**TASK DESCRIPTION:**
All lines featuring the string "index" are to be listed.

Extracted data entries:
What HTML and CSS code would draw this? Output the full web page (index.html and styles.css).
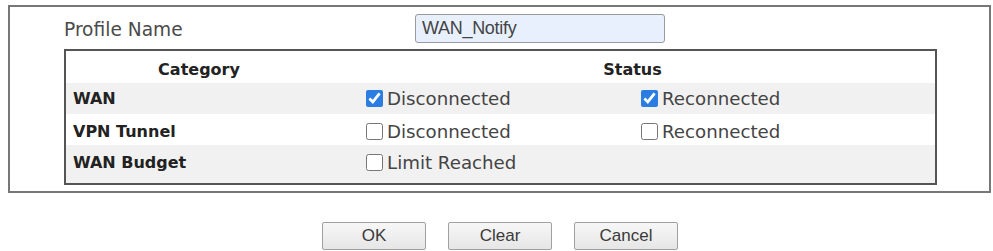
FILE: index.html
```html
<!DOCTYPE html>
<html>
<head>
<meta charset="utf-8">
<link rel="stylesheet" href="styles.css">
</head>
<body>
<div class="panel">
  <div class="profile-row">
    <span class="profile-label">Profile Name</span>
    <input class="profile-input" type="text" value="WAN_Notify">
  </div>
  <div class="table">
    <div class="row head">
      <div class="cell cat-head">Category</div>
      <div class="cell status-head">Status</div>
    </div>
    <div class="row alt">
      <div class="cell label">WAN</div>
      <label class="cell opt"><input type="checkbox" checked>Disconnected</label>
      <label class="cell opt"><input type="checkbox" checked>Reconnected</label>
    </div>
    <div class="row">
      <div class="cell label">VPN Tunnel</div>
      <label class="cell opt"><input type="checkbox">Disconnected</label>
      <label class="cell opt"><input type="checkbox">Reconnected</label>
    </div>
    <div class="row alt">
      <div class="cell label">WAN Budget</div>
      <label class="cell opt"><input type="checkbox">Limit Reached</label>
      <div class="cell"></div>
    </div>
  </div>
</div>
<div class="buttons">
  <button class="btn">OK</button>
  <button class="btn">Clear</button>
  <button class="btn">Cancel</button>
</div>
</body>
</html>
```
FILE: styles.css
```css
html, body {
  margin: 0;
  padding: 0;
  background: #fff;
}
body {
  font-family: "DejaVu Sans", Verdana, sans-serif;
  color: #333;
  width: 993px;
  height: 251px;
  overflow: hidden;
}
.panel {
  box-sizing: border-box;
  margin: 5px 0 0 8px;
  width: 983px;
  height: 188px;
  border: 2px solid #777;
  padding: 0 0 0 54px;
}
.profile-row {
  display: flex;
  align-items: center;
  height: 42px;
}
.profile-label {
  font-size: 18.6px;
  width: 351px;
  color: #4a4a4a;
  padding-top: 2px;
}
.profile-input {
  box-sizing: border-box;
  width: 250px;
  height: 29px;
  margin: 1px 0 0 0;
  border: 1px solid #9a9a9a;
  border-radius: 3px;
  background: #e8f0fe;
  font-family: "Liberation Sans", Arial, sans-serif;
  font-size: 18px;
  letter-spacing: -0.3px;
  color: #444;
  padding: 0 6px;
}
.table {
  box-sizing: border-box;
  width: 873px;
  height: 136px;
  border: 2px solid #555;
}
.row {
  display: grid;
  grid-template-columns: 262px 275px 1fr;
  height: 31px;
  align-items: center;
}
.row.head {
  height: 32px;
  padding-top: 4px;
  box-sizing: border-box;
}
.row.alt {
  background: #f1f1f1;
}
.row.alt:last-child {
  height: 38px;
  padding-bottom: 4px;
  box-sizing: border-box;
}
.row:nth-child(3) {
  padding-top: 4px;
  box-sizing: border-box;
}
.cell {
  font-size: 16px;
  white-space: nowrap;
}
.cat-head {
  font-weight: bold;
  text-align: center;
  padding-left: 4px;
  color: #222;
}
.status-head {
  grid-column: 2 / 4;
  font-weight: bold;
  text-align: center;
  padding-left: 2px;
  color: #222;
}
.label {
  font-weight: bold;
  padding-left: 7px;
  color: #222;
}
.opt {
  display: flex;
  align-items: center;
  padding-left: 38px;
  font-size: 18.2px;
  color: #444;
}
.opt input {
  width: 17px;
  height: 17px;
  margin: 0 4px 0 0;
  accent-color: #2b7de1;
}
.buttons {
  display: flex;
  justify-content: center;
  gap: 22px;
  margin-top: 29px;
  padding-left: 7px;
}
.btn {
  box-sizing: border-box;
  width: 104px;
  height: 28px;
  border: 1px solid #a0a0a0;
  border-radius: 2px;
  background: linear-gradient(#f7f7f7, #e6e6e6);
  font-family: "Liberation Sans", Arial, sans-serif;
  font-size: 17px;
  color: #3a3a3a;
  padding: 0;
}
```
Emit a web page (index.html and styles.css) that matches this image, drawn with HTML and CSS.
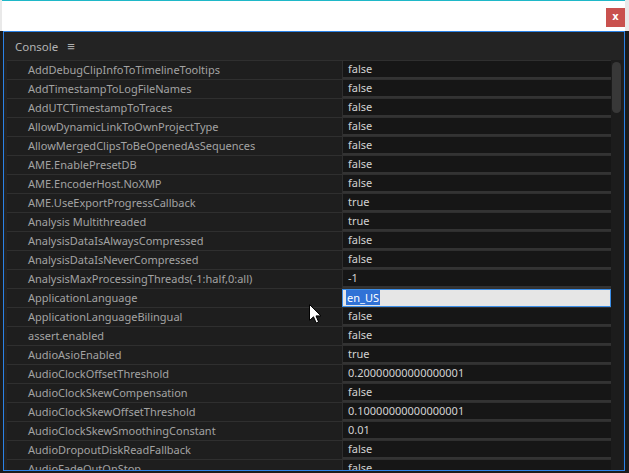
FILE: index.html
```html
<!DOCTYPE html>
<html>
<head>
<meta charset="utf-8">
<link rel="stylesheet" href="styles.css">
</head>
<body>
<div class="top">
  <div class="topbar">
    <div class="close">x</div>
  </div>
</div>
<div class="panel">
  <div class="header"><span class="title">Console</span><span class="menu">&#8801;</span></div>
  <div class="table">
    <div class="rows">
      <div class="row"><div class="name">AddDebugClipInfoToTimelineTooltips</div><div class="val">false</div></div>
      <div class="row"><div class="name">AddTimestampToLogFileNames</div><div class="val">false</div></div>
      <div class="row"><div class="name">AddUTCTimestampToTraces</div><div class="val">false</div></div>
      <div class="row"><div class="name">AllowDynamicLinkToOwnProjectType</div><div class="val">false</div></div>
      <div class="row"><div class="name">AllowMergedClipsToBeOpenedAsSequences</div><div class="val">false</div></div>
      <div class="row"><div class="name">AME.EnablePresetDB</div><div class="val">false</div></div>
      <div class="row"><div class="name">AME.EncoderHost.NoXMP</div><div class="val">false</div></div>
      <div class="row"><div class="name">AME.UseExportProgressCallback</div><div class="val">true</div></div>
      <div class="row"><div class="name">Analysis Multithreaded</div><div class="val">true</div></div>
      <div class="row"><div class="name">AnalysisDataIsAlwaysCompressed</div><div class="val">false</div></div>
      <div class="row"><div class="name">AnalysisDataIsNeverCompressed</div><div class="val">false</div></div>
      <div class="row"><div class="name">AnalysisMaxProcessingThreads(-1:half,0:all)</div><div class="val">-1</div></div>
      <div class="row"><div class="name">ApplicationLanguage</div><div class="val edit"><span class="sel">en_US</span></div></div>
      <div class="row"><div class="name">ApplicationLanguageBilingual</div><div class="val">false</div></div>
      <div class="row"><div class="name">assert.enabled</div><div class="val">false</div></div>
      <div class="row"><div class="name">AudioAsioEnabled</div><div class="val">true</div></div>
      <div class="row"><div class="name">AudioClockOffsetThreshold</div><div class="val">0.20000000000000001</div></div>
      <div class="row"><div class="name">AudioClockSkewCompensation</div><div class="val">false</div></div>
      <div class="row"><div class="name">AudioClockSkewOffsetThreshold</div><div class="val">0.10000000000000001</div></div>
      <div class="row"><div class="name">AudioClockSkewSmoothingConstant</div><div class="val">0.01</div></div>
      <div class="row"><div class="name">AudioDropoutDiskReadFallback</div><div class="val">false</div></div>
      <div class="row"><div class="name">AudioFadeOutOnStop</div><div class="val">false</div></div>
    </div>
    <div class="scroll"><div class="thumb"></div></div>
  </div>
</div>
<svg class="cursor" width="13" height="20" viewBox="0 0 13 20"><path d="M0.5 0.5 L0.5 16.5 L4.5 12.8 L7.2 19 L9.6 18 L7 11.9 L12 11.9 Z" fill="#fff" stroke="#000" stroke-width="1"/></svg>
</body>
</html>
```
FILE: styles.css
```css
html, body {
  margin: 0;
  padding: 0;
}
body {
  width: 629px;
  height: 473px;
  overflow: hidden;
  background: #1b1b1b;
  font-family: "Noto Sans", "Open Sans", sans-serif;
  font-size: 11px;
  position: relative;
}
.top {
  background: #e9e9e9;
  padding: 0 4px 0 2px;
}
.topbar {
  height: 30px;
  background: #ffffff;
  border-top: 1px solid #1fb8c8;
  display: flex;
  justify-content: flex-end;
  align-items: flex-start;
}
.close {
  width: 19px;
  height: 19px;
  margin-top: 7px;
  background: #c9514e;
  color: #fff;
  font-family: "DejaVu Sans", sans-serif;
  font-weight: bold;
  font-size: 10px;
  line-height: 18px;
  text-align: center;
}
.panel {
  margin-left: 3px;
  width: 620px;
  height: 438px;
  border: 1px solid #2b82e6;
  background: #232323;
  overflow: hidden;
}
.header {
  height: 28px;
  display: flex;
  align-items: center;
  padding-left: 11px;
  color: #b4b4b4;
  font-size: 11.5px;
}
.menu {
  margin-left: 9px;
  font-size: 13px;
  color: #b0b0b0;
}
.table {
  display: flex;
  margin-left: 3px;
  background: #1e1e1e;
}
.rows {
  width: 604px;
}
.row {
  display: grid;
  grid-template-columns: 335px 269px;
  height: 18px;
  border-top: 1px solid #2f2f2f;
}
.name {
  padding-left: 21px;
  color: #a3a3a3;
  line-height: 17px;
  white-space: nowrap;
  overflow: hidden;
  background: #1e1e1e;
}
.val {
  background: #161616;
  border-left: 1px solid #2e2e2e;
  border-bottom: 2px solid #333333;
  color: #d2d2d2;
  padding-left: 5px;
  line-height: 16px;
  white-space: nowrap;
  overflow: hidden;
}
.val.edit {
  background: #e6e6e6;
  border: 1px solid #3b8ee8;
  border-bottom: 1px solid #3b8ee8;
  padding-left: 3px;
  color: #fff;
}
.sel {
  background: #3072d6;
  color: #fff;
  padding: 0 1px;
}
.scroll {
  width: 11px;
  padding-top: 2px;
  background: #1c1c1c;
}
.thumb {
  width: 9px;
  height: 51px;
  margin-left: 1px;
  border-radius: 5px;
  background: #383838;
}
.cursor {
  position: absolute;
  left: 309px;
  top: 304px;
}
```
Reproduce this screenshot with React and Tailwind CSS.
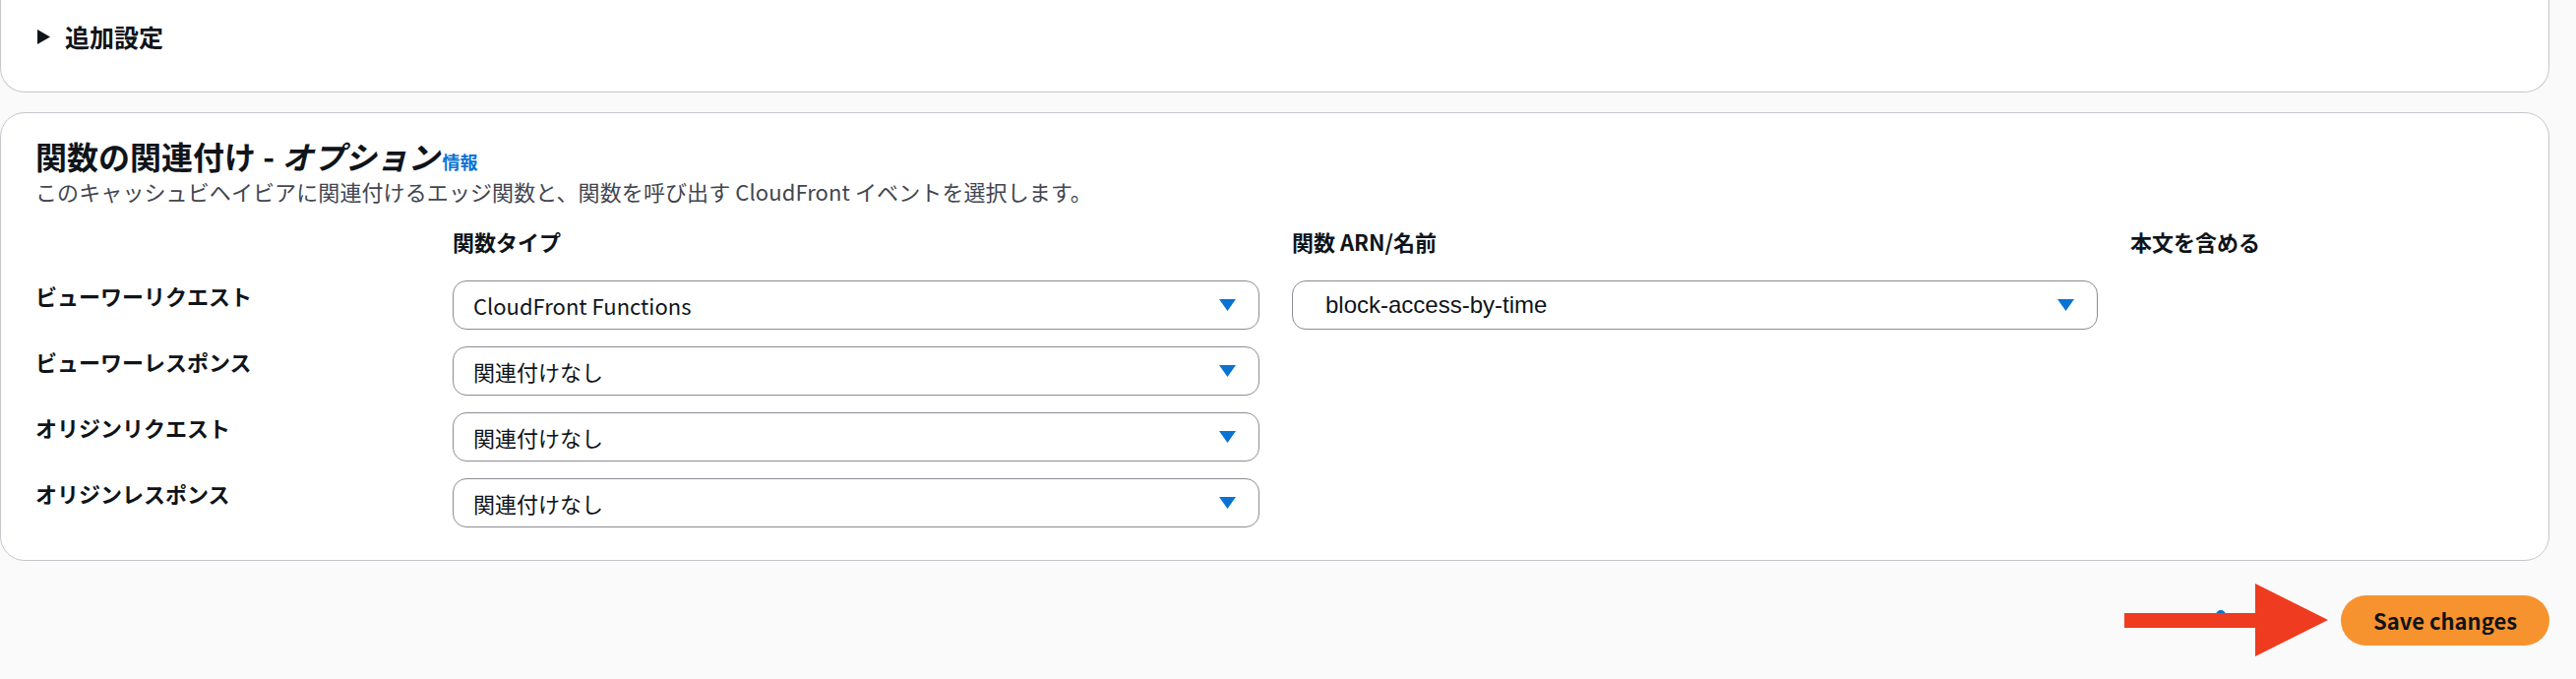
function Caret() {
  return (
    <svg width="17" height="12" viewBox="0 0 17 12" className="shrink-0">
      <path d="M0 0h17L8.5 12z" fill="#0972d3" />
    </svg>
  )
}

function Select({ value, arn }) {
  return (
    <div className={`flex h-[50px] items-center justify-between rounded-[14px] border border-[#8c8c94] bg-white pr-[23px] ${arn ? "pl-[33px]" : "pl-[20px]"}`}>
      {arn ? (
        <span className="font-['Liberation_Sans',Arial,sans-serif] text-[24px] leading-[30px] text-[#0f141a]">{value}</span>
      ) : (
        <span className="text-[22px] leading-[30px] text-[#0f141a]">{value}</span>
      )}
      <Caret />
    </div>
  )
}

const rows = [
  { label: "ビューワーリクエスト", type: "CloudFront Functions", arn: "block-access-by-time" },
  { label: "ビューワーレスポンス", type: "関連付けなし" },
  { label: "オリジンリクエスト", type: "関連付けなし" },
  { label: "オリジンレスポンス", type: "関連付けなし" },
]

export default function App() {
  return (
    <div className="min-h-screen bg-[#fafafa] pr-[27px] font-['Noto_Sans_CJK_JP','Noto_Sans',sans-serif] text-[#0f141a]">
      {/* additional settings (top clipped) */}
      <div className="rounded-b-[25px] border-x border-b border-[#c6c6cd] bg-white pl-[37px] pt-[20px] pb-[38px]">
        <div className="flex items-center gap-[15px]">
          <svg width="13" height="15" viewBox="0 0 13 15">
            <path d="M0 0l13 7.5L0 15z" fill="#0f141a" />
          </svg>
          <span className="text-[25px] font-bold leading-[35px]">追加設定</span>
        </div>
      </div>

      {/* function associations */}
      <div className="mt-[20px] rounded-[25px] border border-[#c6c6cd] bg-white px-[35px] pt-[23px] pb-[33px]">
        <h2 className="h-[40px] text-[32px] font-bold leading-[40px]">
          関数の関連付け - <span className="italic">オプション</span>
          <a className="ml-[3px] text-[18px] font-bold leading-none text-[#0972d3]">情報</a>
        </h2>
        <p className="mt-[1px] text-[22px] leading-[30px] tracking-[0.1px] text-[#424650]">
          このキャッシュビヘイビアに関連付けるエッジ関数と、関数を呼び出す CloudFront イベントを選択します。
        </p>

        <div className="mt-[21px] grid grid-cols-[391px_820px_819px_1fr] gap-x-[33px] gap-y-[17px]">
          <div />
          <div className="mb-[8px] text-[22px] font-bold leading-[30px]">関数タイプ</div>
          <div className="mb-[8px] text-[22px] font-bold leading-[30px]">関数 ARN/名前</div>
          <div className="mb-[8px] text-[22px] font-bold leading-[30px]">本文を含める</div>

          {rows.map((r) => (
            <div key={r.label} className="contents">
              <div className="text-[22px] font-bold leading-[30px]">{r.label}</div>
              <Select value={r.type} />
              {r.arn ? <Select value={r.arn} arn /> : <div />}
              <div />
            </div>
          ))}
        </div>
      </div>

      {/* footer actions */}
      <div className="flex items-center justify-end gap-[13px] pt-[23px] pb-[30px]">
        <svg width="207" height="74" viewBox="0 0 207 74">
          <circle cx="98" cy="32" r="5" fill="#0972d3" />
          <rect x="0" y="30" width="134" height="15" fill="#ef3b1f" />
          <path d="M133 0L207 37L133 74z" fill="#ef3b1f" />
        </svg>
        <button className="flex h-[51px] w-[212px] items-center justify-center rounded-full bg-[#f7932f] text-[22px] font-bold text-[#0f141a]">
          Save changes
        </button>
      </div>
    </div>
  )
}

**THE OUTPUT:**
What HTML and CSS code would draw this? Output the full web page (index.html and styles.css).
FILE: index.html
Emit a web page (index.html and styles.css) that matches this image, drawn with HTML and CSS.
FILE: index.html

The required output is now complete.